Dituturkan Hasto, sampai saat ini bahkan masih banyak kader dan simpatisan PDIP yang tidak percaya dengan manuver politik Jokowi dan keluarganya.
“Ketika DPP partai bertemu dengan jajaran anak ranting dan ranting sebagai struktur partai paling bawah, banyak yang tidak percaya bahwa ini bisa terjadi," kata Hasto dalam keterangan tertulisnya, Minggu (29/10/2023).
“Kami begitu mencintai dan memberikan privilege yang begitu besar kepada Presiden Jokowi dan keluarga, namun kami ditinggalkan karena masih ada permintaan lain yang berpotensi melanggar pranata kebaikan dan konstitusi,” Hasto menambahkan.
PDIP mengusung Jokowi pada pemilihan Wali Kota Solo, Gubernur DKI Jakarta, sampai akhirnya memenangi pilpres dua edisi terakhir.
Meski sampai saat ini PDIP terlihat bungkam dan belum memastikan sikap mereka terhadap Jokowi, Pangi menganggap sudah tidak ada perasaan apa-apa lagi antara Jokowi dan partai yang mengusungnya selama ini.
“Bulan madu sudah selesai. Jokowi ini seperti tidak ada beban. Ia pergi tanpa ada kejelasan, dan ini menyakitkan. Pergi tampak muka, pulang tampak punggung,” tegas Pangi.
Sementara itu pakar komunikasi politik dari Universitas Multimedia Nusantara, Silvanus Alvin menilai sikap Jokowi yang memilih bungkam sudah tepat.

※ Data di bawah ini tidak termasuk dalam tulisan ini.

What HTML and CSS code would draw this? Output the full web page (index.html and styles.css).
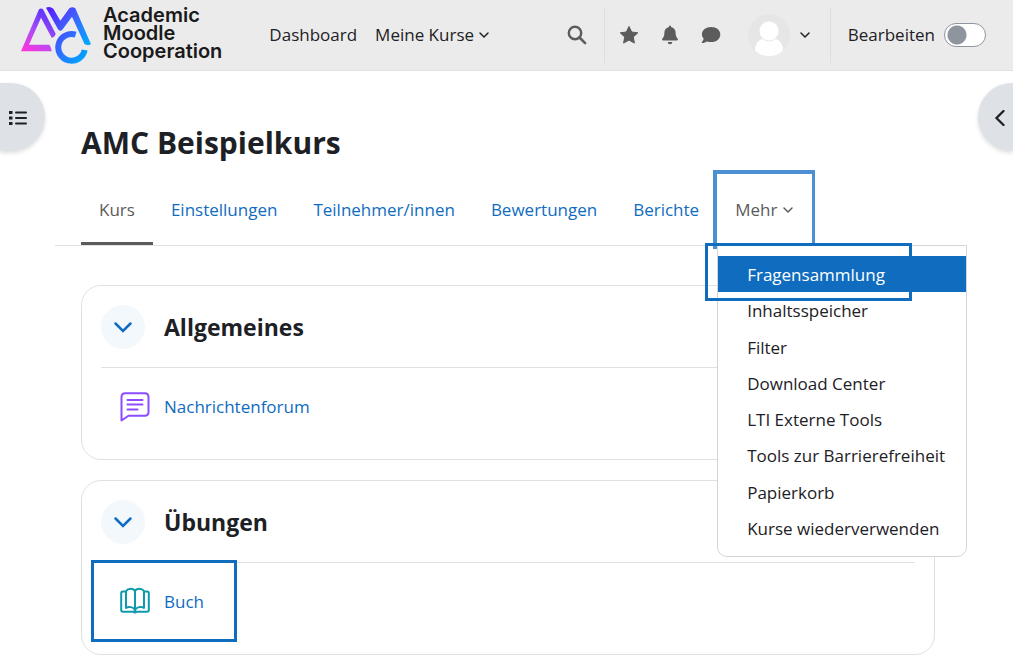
FILE: index.html
```html
<!DOCTYPE html>
<html lang="de">
<head>
<meta charset="utf-8">
<meta name="viewport" content="width=device-width, initial-scale=1">
<title>AMC Beispielkurs</title>
<link rel="stylesheet" href="styles.css">
</head>
<body>
<header class="navbar">
  <a class="brand" href="#">
    <svg class="brand-mark" viewBox="18 15 213 174" aria-hidden="true">
      <defs>
        <linearGradient id="gradA" gradientUnits="userSpaceOnUse" x1="30" y1="150" x2="105" y2="40">
          <stop offset="0" stop-color="#ff35dc"/><stop offset=".45" stop-color="#b14cf5"/><stop offset="1" stop-color="#5b35ff"/>
        </linearGradient>
        <linearGradient id="gradM" gradientUnits="userSpaceOnUse" x1="98" y1="20" x2="222" y2="125">
          <stop offset="0" stop-color="#5a18ff"/><stop offset=".5" stop-color="#3f63ff"/><stop offset="1" stop-color="#00a8ff"/>
        </linearGradient>
        <linearGradient id="gradC" gradientUnits="userSpaceOnUse" x1="125" y1="95" x2="215" y2="170">
          <stop offset="0" stop-color="#4a4dff"/><stop offset="1" stop-color="#00a6ff"/>
        </linearGradient>
      </defs>
      <path d="M72 25Q78 20 84 25L122 98Q120 108 110 110L78 50L42 131H103Q109 139 110 151H18Z" fill="url(#gradA)"/>
      <path d="M93 20Q105 15 115 23L136 59L163 22Q172 16 181 22L228 130Q220 135 209 130L171 47L142 86Q136 92 130 86Z" fill="url(#gradM)"/>
      <path d="M182 101A40 40 0 1 0 209 147" fill="none" stroke="url(#gradC)" stroke-width="18"/>
    </svg>
    <span class="brand-name">Academic<br>Moodle<br>Cooperation</span>
  </a>
  <nav class="main-nav" aria-label="Hauptnavigation">
    <a href="#">Dashboard</a>
    <a href="#">Meine Kurse <svg class="caret" viewBox="0 0 12 12" aria-hidden="true"><path d="M2 4l4 4 4-4"/></svg></a>
  </nav>
  <div class="tools">
    <button class="tool" type="button" aria-label="Suche"><svg viewBox="0 0 20 20" aria-hidden="true"><circle cx="8" cy="8" r="6.2" fill="none" stroke="currentColor" stroke-width="2.4"/><path d="M12.500 12.500l5.600 5.600" stroke="currentColor" stroke-width="2.600" stroke-linecap="round"/></svg></button>
    <div class="tool-set">
      <button class="tool" type="button" aria-label="Favoriten"><svg viewBox="0 0 20 20" aria-hidden="true"><path fill="currentColor" stroke="currentColor" stroke-linejoin="round" d="M10 1.400l2.700 5.600 6.100.800-4.500 4.200 1.100 6.100L10 15.100l-5.400 3 1.100-6.100L1.200 7.800l6.100-.800z"/></svg></button>
      <button class="tool" type="button" aria-label="Mitteilungen"><svg viewBox="0 0 20 20" aria-hidden="true"><path fill="currentColor" d="M9 1.500a1 1 0 0 1 2 0v.6c2.800.5 4.600 2.700 4.600 5.400 0 3.300.8 4.700 2 6 .7.800.2 2-.8 2H3.200c-1 0-1.500-1.200-.8-2 1.200-1.300 2-2.700 2-6 0-2.700 1.800-4.900 4.600-5.400zM7.700 17h4.600a2.300 2.300 0 0 1-4.600 0z"/></svg></button>
      <button class="tool" type="button" aria-label="Nachrichten"><svg viewBox="0 0 20 20" aria-hidden="true"><path fill="currentColor" d="M10.200 2C4.900 2 .9 5.200.9 9.300c0 1.700.7 3.200 1.800 4.500-.3 1.300-1 2.400-1.800 3.200-.4.400-.1.900.4.900 1.800 0 3.400-.6 4.700-1.500 1.300.5 2.700.7 4.200.7 5.200 0 9.100-3.400 9.100-7.700S15.400 2 10.200 2z"/></svg></button>
      <button class="user" type="button" aria-label="Nutzermenü">
        <svg class="avatar" viewBox="0 0 42 42" aria-hidden="true"><circle cx="21" cy="21" r="21" fill="#e6e6e6"/><path fill="#fff" d="M7 36c0-8 5-12 14-12s14 4 14 12c-3 4-8 6-14 6S10 40 7 36z"/><circle cx="21" cy="17" r="10" fill="#fff" stroke="#e8e8e8"/></svg>
        <svg class="caret" viewBox="0 0 12 12" aria-hidden="true"><path d="M2 4l4 4 4-4"/></svg>
      </button>
    </div>
    <label class="edit-mode">Bearbeiten <input class="switch" type="checkbox" role="switch"></label>
  </div>
</header>

<button class="drawer drawer-left" type="button" aria-label="Kursindex öffnen"><svg viewBox="0 0 18 16" aria-hidden="true"><path d="M7 2.500h10M7 8h10M7 13.500h10" stroke="currentColor" stroke-width="2" stroke-linecap="round"/><path d="M0 1h3.500v3H0zM0 6.500h3.500v3H0zM0 12h3.500v3H0z" fill="currentColor"/></svg></button>
<button class="drawer drawer-right" type="button" aria-label="Blockleiste öffnen"><svg viewBox="0 0 18 16" aria-hidden="true"><path d="M12.500 1L5.500 8l7 7" fill="none" stroke="currentColor" stroke-width="2.300" stroke-linecap="round"/></svg></button>

<main class="page">
  <h1>AMC Beispielkurs</h1>
  <nav class="tabs" aria-label="Kursnavigation">
    <a class="tab active" href="#">Kurs</a>
    <a class="tab" href="#">Einstellungen</a>
    <a class="tab" href="#">Teilnehmer/innen</a>
    <a class="tab" href="#">Bewertungen</a>
    <a class="tab" href="#">Berichte</a>
    <div class="more">
      <button class="tab more-button" type="button" aria-expanded="true">Mehr <svg class="caret" viewBox="0 0 12 12" aria-hidden="true"><path d="M2 4l4 4 4-4"/></svg></button>
      <div class="menu">
        <a class="selected" href="#">Fragensammlung</a>
        <a href="#">Inhaltsspeicher</a>
        <a href="#">Filter</a>
        <a href="#">Download Center</a>
        <a href="#">LTI Externe Tools</a>
        <a href="#">Tools zur Barrierefreiheit</a>
        <a href="#">Papierkorb</a>
        <a href="#">Kurse wiederverwenden</a>
      </div>
    </div>
  </nav>

  <div class="sections">
    <section class="card">
      <div class="card-head">
        <button class="toggle" type="button" aria-label="Allgemeines einklappen"><svg viewBox="0 0 20 20" aria-hidden="true"><path d="M2.500 6.500L10 14l7.500-7.500"/></svg></button>
        <h2>Allgemeines</h2>
      </div>
      <div class="activity">
        <svg class="forum" viewBox="0 0 30 30" aria-hidden="true"><path d="M1.500 28.500V5q0-3.700 3.700-3.700h19.600q3.700 0 3.700 3.700v15q0 3.700-3.700 3.700H8.500zM7.500 8h15M7.500 12.500h15M7.500 17.500h10"/></svg>
        <a href="#">Nachrichtenforum</a>
      </div>
    </section>
    <section class="card">
      <div class="card-head">
        <button class="toggle" type="button" aria-label="Übungen einklappen"><svg viewBox="0 0 20 20" aria-hidden="true"><path d="M2.500 6.500L10 14l7.500-7.500"/></svg></button>
        <h2>Übungen</h2>
      </div>
      <div class="activity marked">
        <svg class="book" viewBox="0 0 30 30" aria-hidden="true"><path d="M15 4v20M15 4c-1.500-3-7-3-9 0v17c2-1.500 7.500-1.500 9 2 1.500-3.500 7-3.500 9-2V4c-2-3-7.500-3-9 0M6 4.500H3Q1.200 4.500 1.200 6v17q0 1.800 1.800 1.800h10.500q1.500 1.500 3 0H27q1.800 0 1.800-1.800V6q0-1.500-1.800-1.500h-3"/></svg>
        <a href="#">Buch</a>
      </div>
    </section>
  </div>
</main>
</body>
</html>
```
FILE: styles.css
```css
*, *::before, *::after { box-sizing: border-box; }
body {
  margin: 0;
  background: #fff;
  color: #1d2125;
  font: 17px/24px "Open Sans", "Noto Sans", sans-serif;
}
a { color: #0f6cbf; text-decoration: none; }
button { padding: 0; border: 0; background: none; color: inherit; font: inherit; cursor: pointer; }
svg { display: block; flex: none; }
h1, h2 { margin: 0; font-weight: 700; }

.caret { display: inline-block; width: 12px; height: 12px; }
.caret path { fill: none; stroke: currentColor; stroke-width: 1.5; stroke-linecap: round; }

.navbar {
  display: flex;
  align-items: center;
  height: 71px;
  padding: 0 27px 0 21px;
  background: #ebebeb;
  border-bottom: 1px solid #dee2e6;
}
.brand { display: flex; align-items: center; gap: 11px; color: #1a1a1a; }
.brand-mark { width: 71px; height: 58px; }
.brand-name { margin-bottom: 4px; font: 600 20px/18px Inter, sans-serif; }
.main-nav { display: flex; gap: 18px; margin-left: 47px; white-space: nowrap; }
.main-nav a { color: #1d2125; }

.tools { display: flex; align-items: center; height: 56px; margin-left: auto; }
.tool { display: grid; place-items: center; width: 41px; height: 41px; color: #5c5c5c; }
.tool svg { width: 20px; height: 20px; }
.tool-set {
  display: flex;
  align-items: center;
  align-self: stretch;
  margin-left: 6px;
  padding: 0 19px 0 4px;
  border: solid #dcdee0;
  border-width: 0 1px;
}
.user { display: flex; align-items: center; gap: 9px; margin-left: 16px; }
.avatar { width: 42px; height: 42px; }
.edit-mode { display: flex; align-items: center; gap: 9px; margin-left: 17px; }
.switch {
  appearance: none;
  width: 42px;
  height: 24px;
  margin: 0;
  border: 1px solid #8f959e;
  border-radius: 12px;
  background: radial-gradient(circle at 12px 11px, #8f959e 9px, #fff 10px);
}

.drawer {
  position: fixed;
  top: 83px;
  display: flex;
  align-items: center;
  height: 68px;
  padding-top: 2px;
  background: #dee2e6;
  box-shadow: 0 2px 4px #00000022;
}
.drawer svg { width: 18px; height: 16px; }
.drawer-left { left: 0; width: 45px; padding-left: 9px; border-radius: 0 34px 34px 0; }
.drawer-right { right: 0; width: 35px; padding-left: 13px; border-radius: 34px 0 0 34px; }

.page { padding: 52px 47px 14px 55px; }
h1 { padding-left: 26px; font-size: 30px; line-height: 40px; }
.tabs {
  display: flex;
  margin-top: 11px;
  padding-left: 26px;
  border-bottom: 1px solid #dee2e6;
}
.tab {
  display: block;
  height: 71px;
  padding: 24px 18px 20px;
  border-bottom: 3px solid transparent;
  white-space: nowrap;
}
.tab.active { color: #5b5b5b; border-color: #5b5b5b; }
.more { position: relative; }
.more-button { color: #5b5b5b; }
.more::before {
  content: "";
  position: absolute;
  inset: -4px -3px -4px -4px;
  border: solid #4a90d2;
  border-width: 4px 3px 0 4px;
  pointer-events: none;
}
.menu {
  position: absolute;
  top: 71px;
  left: 0;
  z-index: 1;
  display: grid;
  grid-auto-rows: 1fr;
  min-width: 250px;
  min-height: 312px;
  padding: 10px 0;
  border: 1px solid #d3d6d9;
  border-radius: 0 0 10px 10px;
  background: #fff;
}
.menu a { display: flex; align-items: center; padding: 2px 21px 0 29px; color: #1d2125; white-space: nowrap; }
.menu .selected { background: #0f6cbf; color: #fff; }
.menu::after {
  content: "";
  position: absolute;
  top: -3px;
  left: -13px;
  width: 207px;
  height: 58px;
  border: 3px solid #0f6cbf;
  pointer-events: none;
}

.sections { display: grid; gap: 20px; padding: 39px 31px 0 26px; }
.card { padding: 0 19px 13px; border: 1px solid #dee2e6; border-radius: 20px; }
.card-head {
  display: flex;
  align-items: center;
  gap: 19px;
  height: 82px;
  border-bottom: 1px solid #dee2e6;
}
.toggle { display: grid; place-items: center; width: 44px; height: 44px; border-radius: 50%; background: #f3f8fc; color: #0f6cbf; }
.toggle svg { width: 20px; height: 20px; }
.toggle path { fill: none; stroke: currentColor; stroke-width: 2.5; stroke-linecap: round; }
h2 { font-size: 23px; line-height: 32px; }
.activity { position: relative; display: flex; align-items: center; gap: 14px; height: 78px; padding-left: 19px; }
.forum, .book { width: 30px; height: 30px; fill: none; stroke-width: 2; stroke-linejoin: round; stroke-linecap: round; }
.forum { stroke: #8b4dff; }
.book { stroke: #0d9aad; }
.marked::before {
  content: "";
  position: absolute;
  top: -3px;
  left: -10px;
  width: 146px;
  height: 82px;
  border: 3px solid #0f6cbf;
  pointer-events: none;
}
```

“Tidak semua isu itu bisa direspons dengan cepat. Dalam hal ini, menunggu dan melihat dan juga diam adalah salah satu langkah yang tepat,” kata Silvanus.
BACA JUGA:
Silvanus menambahkan, jika Jokowi memberi respons ihwal hubungannya dengan PDIP justru bisa ditafsirkan sebagai pembenaran adanya ketegangan yang sudah lama diduga publik.
“Bisa saja ini memang merupakan salah satu perwujudannya tanggung jawab Jokowi yang sejak awal menyatakan ingin Pilpres 2024 ini adem. Tidak lagi ada perpecahan kubu, seperti itu,” pungkasnya.